The objective of these new rules is to “promote short-term resilience of a bank’s liquidity risk profile” by enhancing the LCR, announced initially in 2010 as an integral component of the Basel III accord. According to the new rules, the LCR, which should be greater than or equal to 100%, is defined as the ratio of high quality liquid assets to total net cash outflows over the next 30 calendar days. Eligible assets are cash, central bank reserves, certain marketable securities backed by sovereigns and central banks, certain government securities, covered bonds, corporate debt securities, lower rated corporate bonds, residential mortgage-backed securities, and equities that meet certain conditions. In other words, any asset is a liquid asset, and no one knows what the word “certain” means.

When the agreement was announced, bank shares rallied, which was strange given that this was supposed to be a piece of restrictive regulation. What the Basel Committee did not tell us is that the announcement was a triumph for banks for two reasons. The first is that the original plan was to meet the LCR regulation by 2015 — the deadline has now been extended to 2019. The second is that the rules are much more flexible than the original version, in the sense of being more relaxed on what is considered to be a liquid asset (hence the long list of “liquid” assets). The new rules do not constitute an enhancement, but rather a downgrading of the LCR — a downgrading that has materialised as a result of intense lobbying by bankers. It is rather bewildering that they still receive preferential treatment from regulators at the expense of the rest of the society.

It is not obvious in what sense this agreement is a “significant achievement” for regulators, given that it is the outcome of the BCBS backing down under pressure from bankers. The denominator of the LCR — net cash outflow over the next 30 days — will be estimated by using internal models, which would give banks significant leeway in determining the ratio as they wish. Furthermore, most of the “liquid” assets are not that liquid. With quantitative easing running the current pace, even US Treasuries cannot be relied on as a liquid asset, as many observers predict mass selling as a result of quantitative easing.

Bill Gross of PIMCO, the biggest player in the bond market, declared that he will not buy US Treasuries until quantitative easing (which he describes as a Ponzi scheme) comes to an end. On 12 December 2012, Bernanke announced that he will run quantitative easing at the rate of $85 billion a month until the unemployment rate goes below 6.5%, which is unlikely to happen in Bernanke’s lifetime.
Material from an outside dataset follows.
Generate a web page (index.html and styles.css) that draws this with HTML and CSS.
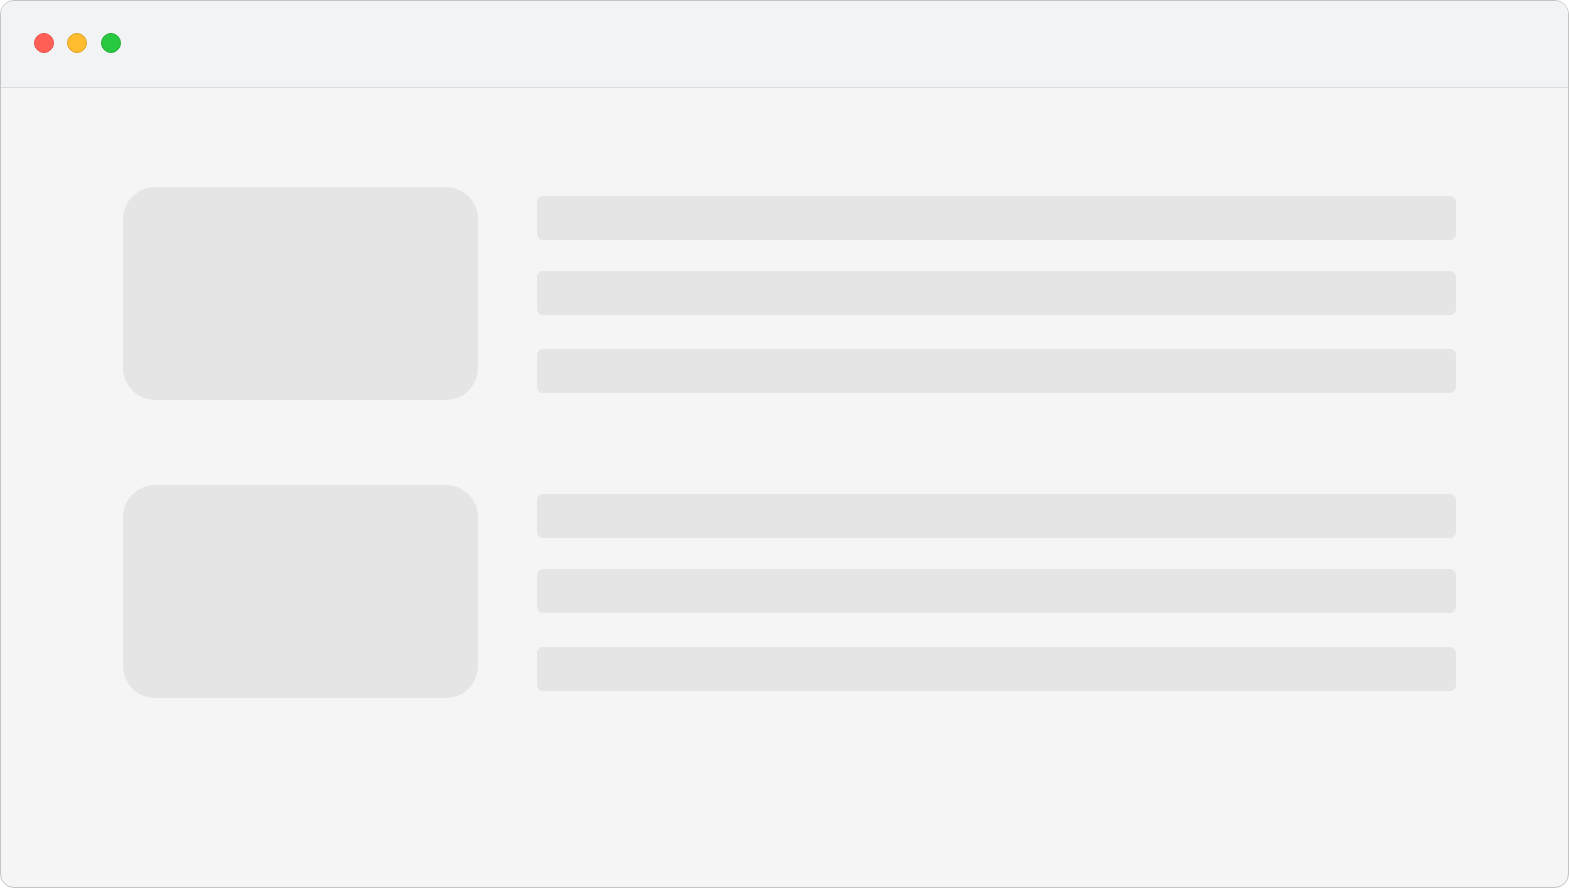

The new rules are no more than a tweaking around the edges of the faulty Basel accords. Introducing a brand new LCR will not solve the fundamental problems of Basel III. It remains backward-looking, a pure exercise in compliance, and a predominantly capital-based regulation that deprives medium and small enterprises from loanable funds. However, the rules will undoubtedly help finance the massive US budget deficit at a time when international confidence in US Treasuries is dwindling.

Mervyn King and his colleagues have chosen to ignore the fact that banking regulation cannot be unified internationally. The same rules cannot be applicable to banks in the US, China, India, Saudi Arabia and the Congo. They cannot be applied uniformly even in Hungary and Russia. The Basel Committee is doing nothing apart from creating unnecessary and expensive regulatory burden and fatigue that will be paid for by bank customers. Long live Basel III, and in anticipation of Basel IV!